The increased cost of living continues to be a big issue across our area and with the Latino voting bloc as well. That sentiment coincides with a recent survey by the National Association of Latino Elected and Appointed Officials Educational Fund, just out this week, that found Latino voters ranked inflation and the rising cost of living as their most important election issue.
NALEO top issues for Latino voters nationwide, in order of importance, include:
- Inflation and the rising cost of living: 46%
- Women’s reproductive and abortion rights: 28%
- Lowering the costs of healthcare: 25%
- Addressing mass shootings and gun safety policy: 24%
- Improving wages and creating more jobs: 23%
- Combating climate change and pollution: 19%
- Protecting immigrant rights: 17%
- Lowering taxes: 15%
- Reducing crime: 11%
- Creating more affordable housing: 9%
- Border security and immigration control: 8%
Those who convince voters they will tackle this issue and address the rising rent prices at the local and state levels, could be a leveraging factor as voters head to the polls this midterm, according to local grassroots organizers.
“People are being displaced, people are moving in with other families. Then we have a problem of several families living in one household, which then creates another problem,” said Alejandra Amegin, a grassroots organizer. “So right now, I think affordable housing is a big concern for the Hispanic population here in Jacksonville.”
A recent survey by the Pew Research Center concluded 77% of Latino registered voters polled nationwide are dissatisfied with the way things are going in the country and 30% have given “a lot of thought” to this year’s congressional elections.

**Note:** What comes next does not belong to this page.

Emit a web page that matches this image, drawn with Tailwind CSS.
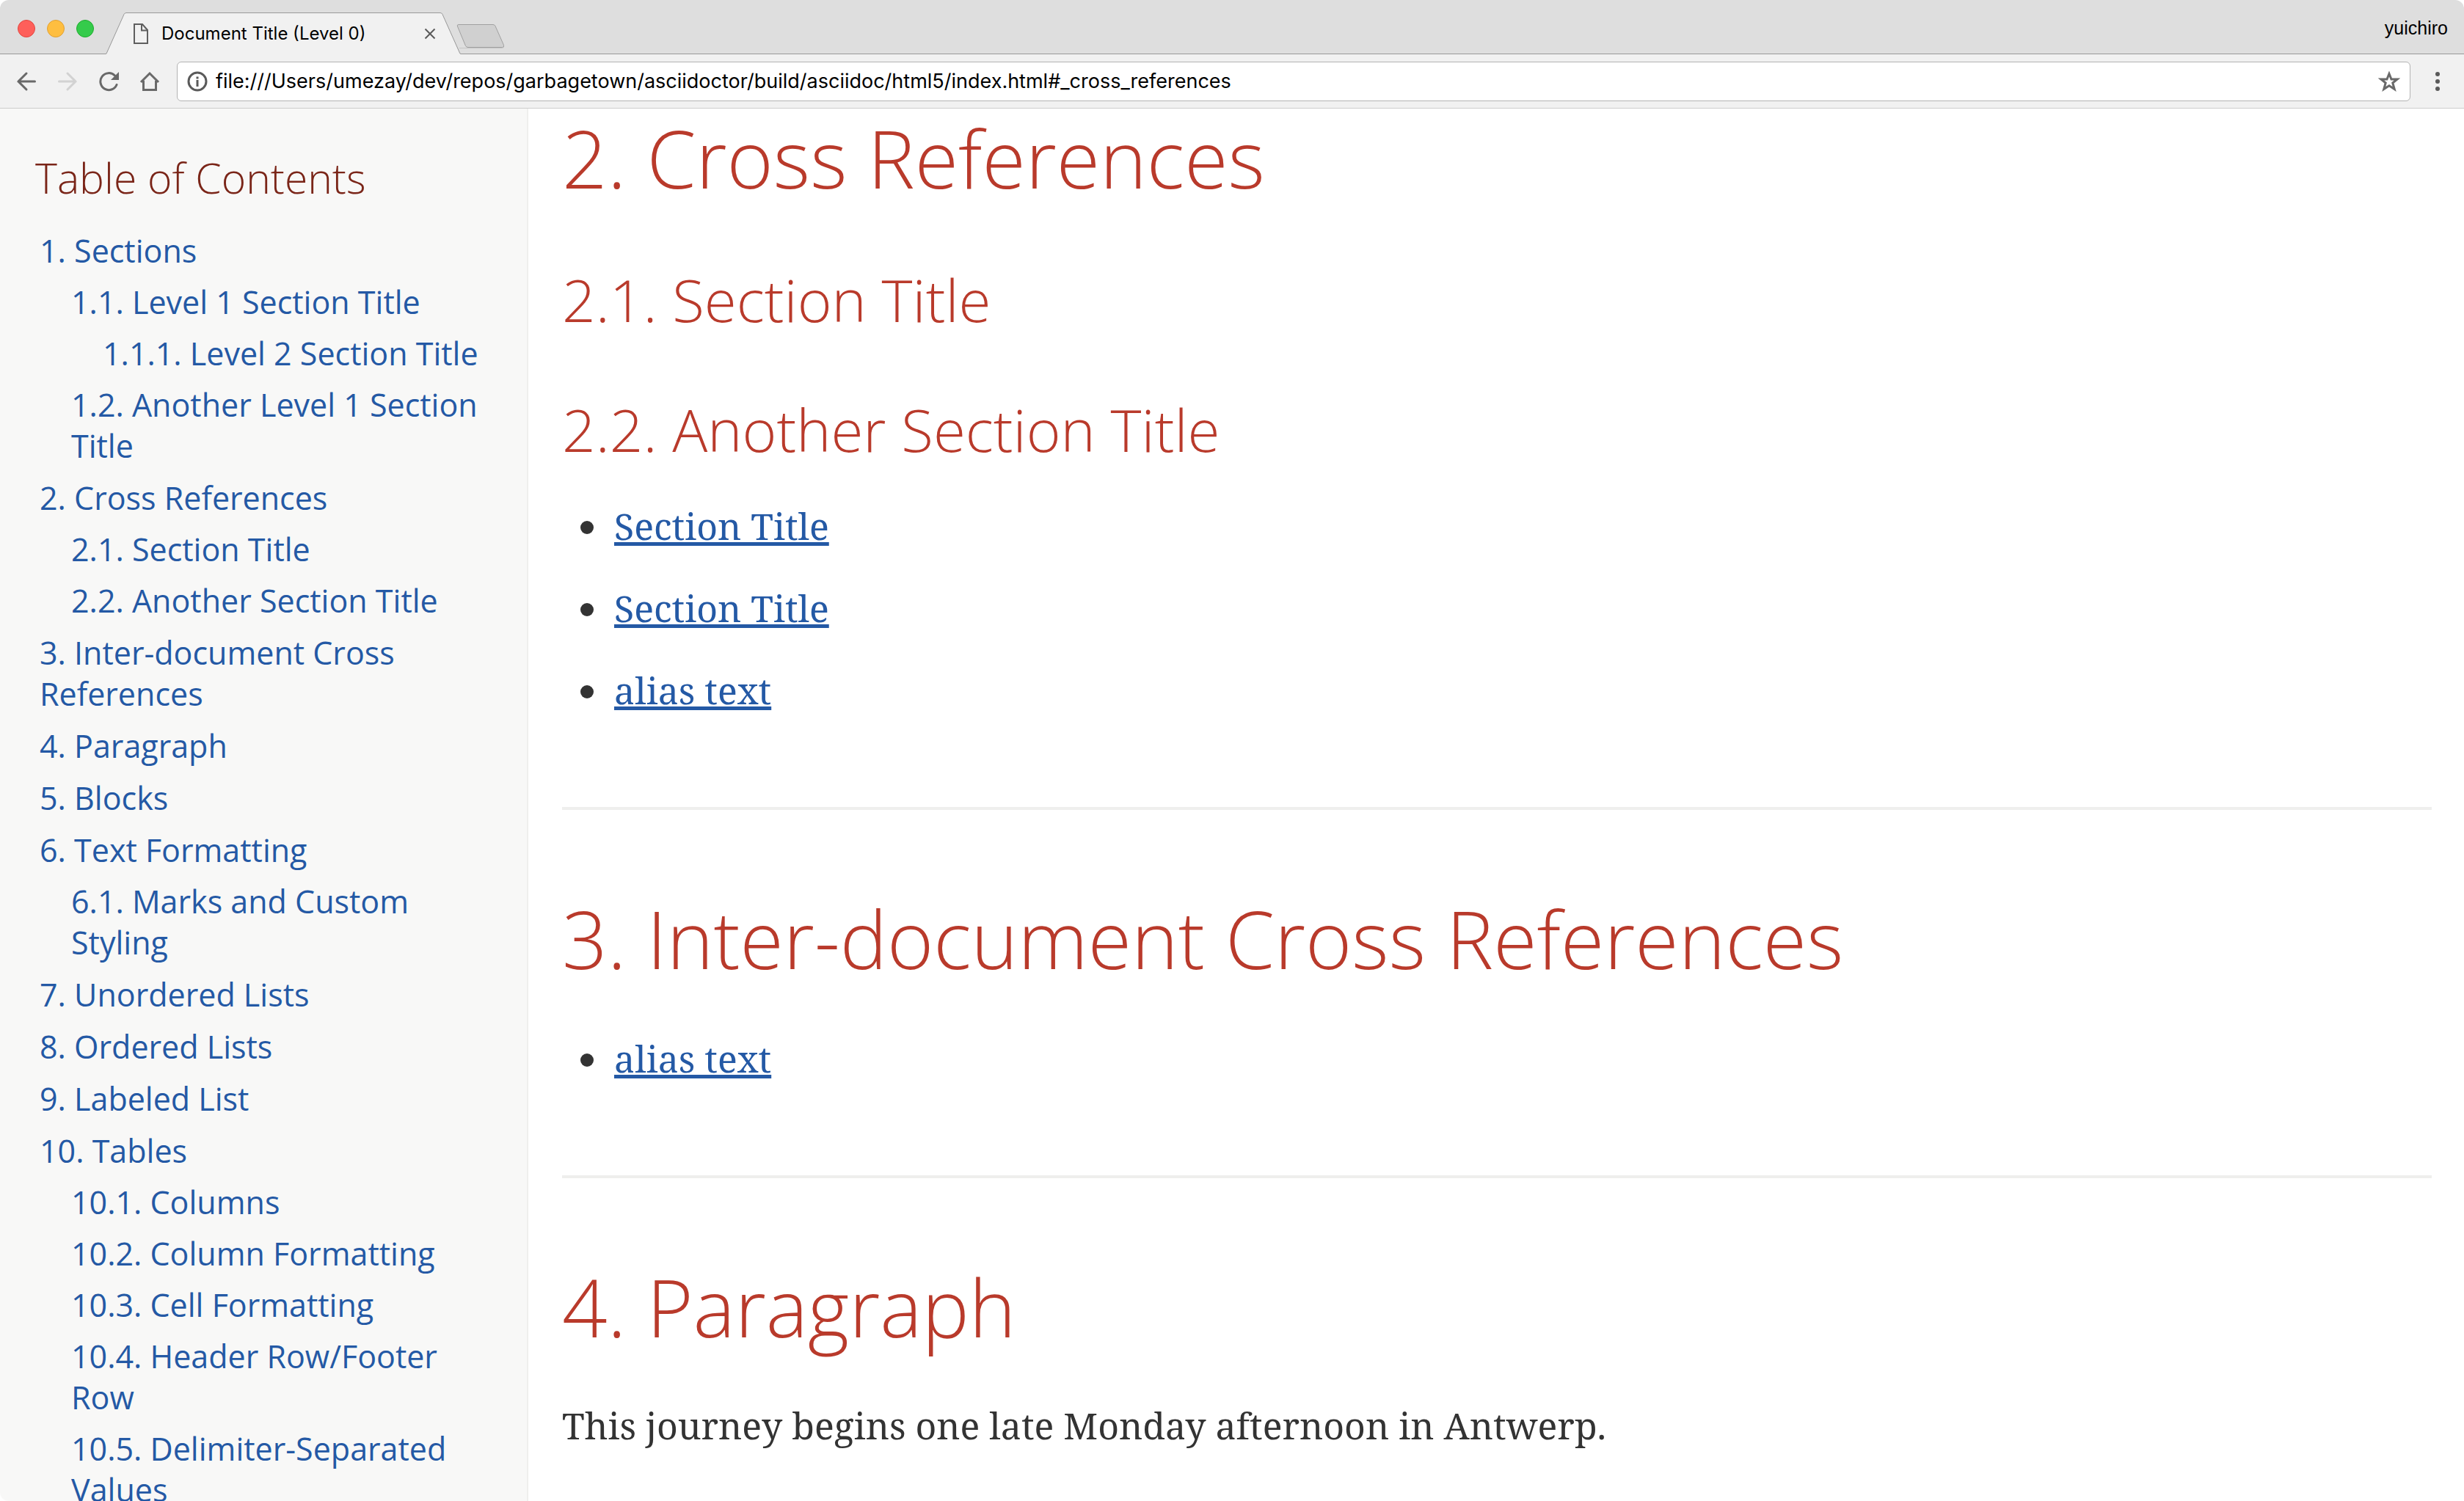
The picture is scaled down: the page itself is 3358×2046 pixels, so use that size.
<!DOCTYPE html>
<html lang="en">
<head>
<meta charset="utf-8">
<title>Document Title (Level 0)</title>
<script src="https://cdn.jsdelivr.net/npm/@tailwindcss/browser@4"></script>
</head>
<body class="bg-white">
<div class="flex h-screen flex-col overflow-hidden rounded-xl bg-white">

  <!-- Tab strip -->
  <header class="flex h-[74px] shrink-0 items-end bg-[#dedede] shadow-[inset_0_-1px_0_#999]">
    <div class="flex h-full items-center gap-4 pr-4 pl-6 pb-px pt-1">
      <button aria-label="Close window" class="size-6 rounded-full border border-[#e2463f] bg-[#fe5f5a]"></button>
      <button aria-label="Minimize window" class="size-6 rounded-full border border-[#e0a033] bg-[#febe40]"></button>
      <button aria-label="Zoom window" class="size-6 rounded-full border border-[#1dac2c] bg-[#35cb4b]"></button>
    </div>
    <div class="relative h-[57px] w-[484px]">
      <svg class="absolute inset-0" width="484" height="57" viewBox="0 0 484 57" fill="none" aria-hidden="true">
        <path d="M0 57V56.500L1.500 56L25 2.500Q26 .5 28 .5H456Q458 .5 459 2.500L482.500 56L484 56.500V57Z" fill="#f1f1f1"/>
        <path d="M0 56.500Q1 56.500 1.500 55L25 2.500Q26 .5 28 .5H456Q458 .5 459 2.500L482.500 55Q483 56.500 484 56.500" stroke="#999"/>
      </svg>
      <div class="relative flex h-full items-center pr-[34px] pl-[38px]">
        <svg width="20" height="28" viewBox="0 0 20 28" fill="none" stroke="#5f5f5f" stroke-width="2" aria-hidden="true"><path d="M1 1H12L19 9V27H1Z"/><path d="M11 1V9.500H19"/></svg>
        <span class="ml-[18px] flex-1 font-[Inter,sans-serif] text-2xl text-black">Document Title (Level 0)</span>
        <button aria-label="Close tab"><svg width="16" height="16" viewBox="0 0 16 16" stroke="#5a5a5a" stroke-width="2"><path d="M1.500 1.500L14.500 14.500M14.500 1.500L1.500 14.500"/></svg></button>
      </div>
    </div>
    <button aria-label="New tab" class="-ml-[7px] pb-2">
      <svg width="68" height="33" viewBox="0 0 68 33" fill="none"><path d="M5 32.500H62Q66.500 32.500 65 29.500" stroke="#c4c4c4"/><path d="M4 .5H51Q53 .5 54 2.500L65.500 28.500Q66.500 31.500 63.500 31.500H17Q14.500 31.500 13.500 29.500L2.500 3Q1.500 .5 4 .5Z" fill="#d0d0d0" stroke="#a0a0a0"/></svg>
    </button>
    <button class="ml-auto self-center pt-1 pr-[22px] font-['Liberation_Sans',sans-serif] text-[25px] text-black">yuichiro</button>
  </header>

  <!-- Toolbar -->
  <div class="flex h-[74px] shrink-0 items-center border-b border-[#ccc] bg-[#f1f1f1] px-[22px]">
    <nav class="flex items-center gap-7">
      <button aria-label="Back"><svg width="28" height="28" viewBox="0 0 28 28" fill="none" stroke="#696969" stroke-width="3" stroke-linecap="round"><path d="M3 14H25.500M14 3L3 14L14 25"/></svg></button>
      <button aria-label="Forward"><svg width="28" height="28" viewBox="0 0 28 28" fill="none" stroke="#d2d2d2" stroke-width="3" stroke-linecap="round"><path d="M2.500 14H25M14 3L25 14L14 25"/></svg></button>
      <button aria-label="Reload"><svg width="28" height="28" viewBox="0 0 28 28" fill="none"><path d="M22.500 6A11.500 11.500 0 1 0 25 18.500" stroke="#696969" stroke-width="3" stroke-linecap="round"/><path d="M28 1V12H17Z" fill="#696969"/></svg></button>
      <button aria-label="Home"><svg width="28" height="28" viewBox="0 0 28 28" fill="none" stroke="#696969" stroke-width="3"><path d="M2 15L14 3L26 15"/><path d="M5.500 13V25.500H22.500V13"/></svg></button>
    </nav>
    <div class="mr-[23px] ml-[23px] flex h-[54px] flex-1 items-center gap-[11px] rounded-md border border-[#b3b3b3] bg-white px-[13px]">
      <svg width="28" height="28" viewBox="0 0 28 28" fill="none" stroke="#5a5a5a" aria-hidden="true"><circle cx="14" cy="14" r="12" stroke-width="3"/><path d="M14 12V21M14 7.500V10.500" stroke-width="3"/></svg>
      <input aria-label="Address" class="min-w-0 flex-1 bg-transparent pt-0.5 font-[Inter,sans-serif] text-[27px] text-black outline-none" value="file:///Users/umezay/dev/repos/garbagetown/asciidoctor/build/asciidoc/html5/index.html#_cross_references">
      <button aria-label="Bookmark this page"><svg width="30" height="30" viewBox="0 0 30 30" fill="none" stroke="#696969" stroke-width="3"><path d="M15 4.500L18 12H26L19.800 17L22.200 25.500L15 20.700L7.800 25.500L10.200 17L4 12H12Z"/></svg></button>
    </div>
    <button aria-label="Menu"><svg width="28" height="28" viewBox="0 0 28 28" fill="#5a5a5a"><circle cx="14" cy="4" r="3"/><circle cx="14" cy="14" r="3"/><circle cx="14" cy="24" r="3"/></svg></button>
  </div>

  <!-- Page -->
  <div class="flex min-h-0 flex-1">
    <aside class="w-[720px] shrink-0 border-r-2 border-[#efefed] bg-[#f8f8f7] px-12 pt-[60px] font-['Open_Sans',sans-serif]">
      <h2 class="text-[57px] leading-[68px] font-light text-[#7a2518]">Table of Contents</h2>
      <ul class="mt-[38px] flex flex-col gap-[15px] pl-[6px] text-[43px] leading-[56px] text-[#2459a5]">
        <li><a href="#_sections">1. Sections</a>
          <ul class="mt-3.5 flex flex-col gap-3.5 pl-[43px]">
            <li><a href="#_level_1">1.1. Level 1 Section Title</a>
              <ul class="mt-3.5 pl-[43px]"><li><a href="#_level_2">1.1.1. Level 2 Section Title</a></li></ul>
            </li>
            <li><a href="#_another_level_1">1.2. Another Level 1 Section Title</a></li>
          </ul>
        </li>
        <li><a href="#_cross_references">2. Cross References</a>
          <ul class="mt-3.5 flex flex-col gap-3.5 pl-[43px]">
            <li><a href="#_section_title">2.1. Section Title</a></li>
            <li><a href="#_another_section_title">2.2. Another Section Title</a></li>
          </ul>
        </li>
        <li><a href="#_inter_document">3. Inter-document Cross References</a></li>
        <li><a href="#_paragraph">4. Paragraph</a></li>
        <li><a href="#_blocks">5. Blocks</a></li>
        <li><a href="#_text_formatting">6. Text Formatting</a>
          <ul class="mt-3.5 pl-[43px]"><li><a href="#_marks">6.1. Marks and Custom Styling</a></li></ul>
        </li>
        <li><a href="#_unordered_lists">7. Unordered Lists</a></li>
        <li><a href="#_ordered_lists">8. Ordered Lists</a></li>
        <li><a href="#_labeled_list">9. Labeled List</a></li>
        <li><a href="#_tables">10. Tables</a>
          <ul class="mt-3.5 flex flex-col gap-3.5 pl-[43px]">
            <li><a href="#_columns">10.1. Columns</a></li>
            <li><a href="#_column_formatting">10.2. Column Formatting</a></li>
            <li><a href="#_cell_formatting">10.3. Cell Formatting</a></li>
            <li><a href="#_header_row">10.4. Header Row/Footer Row</a></li>
            <li><a href="#_delimiter">10.5. Delimiter-Separated Values</a></li>
          </ul>
        </li>
      </ul>
    </aside>

    <main class="min-w-0 flex-1 pt-0.5 pr-11 pl-[46px] font-['Noto_Serif',serif] text-[50px] leading-[80px] text-[#333]">
      <section>
        <h2 class="font-['Open_Sans',sans-serif] text-[108px] leading-[132px] font-light text-[#b93a2b]">2. Cross References</h2>
        <h3 class="mt-[78px] font-['Open_Sans',sans-serif] text-[80px] leading-[96px] font-light text-[#b93a2b]">2.1. Section Title</h3>
        <h3 class="mt-[81px] font-['Open_Sans',sans-serif] text-[80px] leading-[96px] font-light text-[#b93a2b]">2.2. Another Section Title</h3>
        <ul class="mt-11 flex list-disc flex-col gap-8 pl-[67px]">
          <li class="pl-1"><a href="#_section_title" class="text-[#2459a5] underline">Section Title</a></li>
          <li class="pl-1"><a href="#_section_title" class="text-[#2459a5] underline">Section Title</a></li>
          <li class="pl-1"><a href="#_section_title" class="text-[#2459a5] underline">alias text</a></li>
        </ul>
      </section>
      <section class="mt-[119px] border-t-4 border-[#efefed] pt-[110px]">
        <h2 class="font-['Open_Sans',sans-serif] text-[108px] leading-[132px] font-light text-[#b93a2b]">3. Inter-document Cross References</h2>
        <ul class="mt-[57px] flex list-disc flex-col gap-8 pl-[67px]">
          <li class="pl-1"><a href="#_paragraph" class="text-[#2459a5] underline">alias text</a></li>
        </ul>
      </section>
      <section class="mt-[119px] border-t-4 border-[#efefed] pt-[110px]">
        <h2 class="font-['Open_Sans',sans-serif] text-[108px] leading-[132px] font-light text-[#b93a2b]">4. Paragraph</h2>
        <p class="mt-[55px]">This journey begins one late Monday afternoon in Antwerp.</p>
      </section>
    </main>
  </div>
</div>
</body>
</html>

Jesus Vivar is a registered voter. Vivar said the cost of living and affordable housing is something he’s dealing with directly and his top issue for this midterm election.
“My mother was renting and her rent went up by about 35 to 40%. Unfortunately she wasn’t able to afford it. Not on Social Security, she’s retired. So I had to move her out and put her stuff in storage. She’s living with us right now,” Vivar said.
Amegin has been energizing and registering area Latinos to vote and educating them on who will address the needs of their community.
“It’s to the young people, to get out get registered and I think it’s through the young people you know then talk to the tias and tios, aunts and uncles a lot of them, the older generation, their minds are kind of set,” Amegin said.
For Samantha Mora – even if there aren’t many Latino candidates running for office – she’s seeking out those who will address the needs of their constituents, especially small business owners.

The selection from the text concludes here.